▶ **Problem requirements**
Everything in the data should be repeated exactly, save for the images.
________
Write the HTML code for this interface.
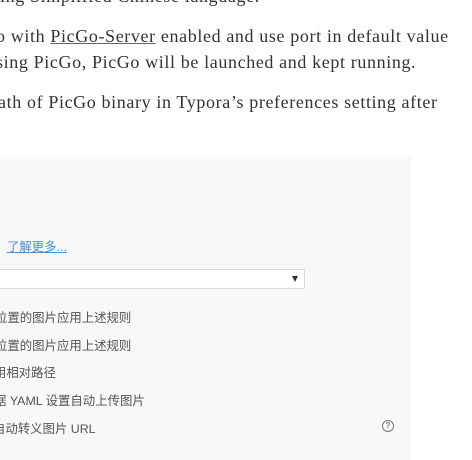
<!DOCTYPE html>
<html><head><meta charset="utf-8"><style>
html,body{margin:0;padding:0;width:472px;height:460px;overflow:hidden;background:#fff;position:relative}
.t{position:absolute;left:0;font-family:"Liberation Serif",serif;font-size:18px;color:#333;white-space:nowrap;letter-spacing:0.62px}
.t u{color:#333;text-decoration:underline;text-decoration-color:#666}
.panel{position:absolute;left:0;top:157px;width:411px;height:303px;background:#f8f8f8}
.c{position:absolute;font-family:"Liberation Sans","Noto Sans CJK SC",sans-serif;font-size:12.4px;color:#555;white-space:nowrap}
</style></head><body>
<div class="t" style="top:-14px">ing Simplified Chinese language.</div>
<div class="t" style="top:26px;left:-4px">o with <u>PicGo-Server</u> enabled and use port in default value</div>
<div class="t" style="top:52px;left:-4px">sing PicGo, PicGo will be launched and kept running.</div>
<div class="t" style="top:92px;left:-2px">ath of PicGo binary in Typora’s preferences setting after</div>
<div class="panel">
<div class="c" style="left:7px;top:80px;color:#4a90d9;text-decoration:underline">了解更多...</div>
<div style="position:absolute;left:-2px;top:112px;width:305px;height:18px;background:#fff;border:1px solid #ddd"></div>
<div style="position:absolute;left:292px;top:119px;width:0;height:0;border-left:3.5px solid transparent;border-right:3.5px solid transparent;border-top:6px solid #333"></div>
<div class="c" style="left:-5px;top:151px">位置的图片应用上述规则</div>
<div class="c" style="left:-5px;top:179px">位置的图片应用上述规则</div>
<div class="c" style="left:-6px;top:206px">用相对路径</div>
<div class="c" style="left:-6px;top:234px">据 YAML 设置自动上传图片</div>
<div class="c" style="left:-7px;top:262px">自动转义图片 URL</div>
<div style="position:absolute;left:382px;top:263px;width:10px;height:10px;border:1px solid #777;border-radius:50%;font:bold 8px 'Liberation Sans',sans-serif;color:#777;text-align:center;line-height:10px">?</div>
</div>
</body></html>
________
▶ **Expected answer**
Write the HTML code for this interface.
<!DOCTYPE html>
<html><head><meta charset="utf-8"><style>
html,body{margin:0;padding:0;width:472px;height:460px;overflow:hidden;background:#fff;position:relative}
.t{position:absolute;left:0;font-family:"Liberation Serif",serif;font-size:18px;color:#333;white-space:nowrap;letter-spacing:0.62px}
.t u{color:#333;text-decoration:underline;text-decoration-color:#666}
.panel{position:absolute;left:0;top:157px;width:411px;height:303px;background:#f8f8f8}
.c{position:absolute;font-family:"Liberation Sans","Noto Sans CJK SC",sans-serif;font-size:12.4px;color:#555;white-space:nowrap}
</style></head><body>
<div class="t" style="top:-14px">ing Simplified Chinese language.</div>
<div class="t" style="top:26px;left:-4px">o with <u>PicGo-Server</u> enabled and use port in default value</div>
<div class="t" style="top:52px;left:-4px">sing PicGo, PicGo will be launched and kept running.</div>
<div class="t" style="top:92px;left:-2px">ath of PicGo binary in Typora’s preferences setting after</div>
<div class="panel">
<div class="c" style="left:7px;top:80px;color:#4a90d9;text-decoration:underline">了解更多...</div>
<div style="position:absolute;left:-2px;top:112px;width:305px;height:18px;background:#fff;border:1px solid #ddd"></div>
<div style="position:absolute;left:292px;top:119px;width:0;height:0;border-left:3.5px solid transparent;border-right:3.5px solid transparent;border-top:6px solid #333"></div>
<div class="c" style="left:-5px;top:151px">位置的图片应用上述规则</div>
<div class="c" style="left:-5px;top:179px">位置的图片应用上述规则</div>
<div class="c" style="left:-6px;top:206px">用相对路径</div>
<div class="c" style="left:-6px;top:234px">据 YAML 设置自动上传图片</div>
<div class="c" style="left:-7px;top:262px">自动转义图片 URL</div>
<div style="position:absolute;left:382px;top:263px;width:10px;height:10px;border:1px solid #777;border-radius:50%;font:bold 8px 'Liberation Sans',sans-serif;color:#777;text-align:center;line-height:10px">?</div>
</div>
</body></html>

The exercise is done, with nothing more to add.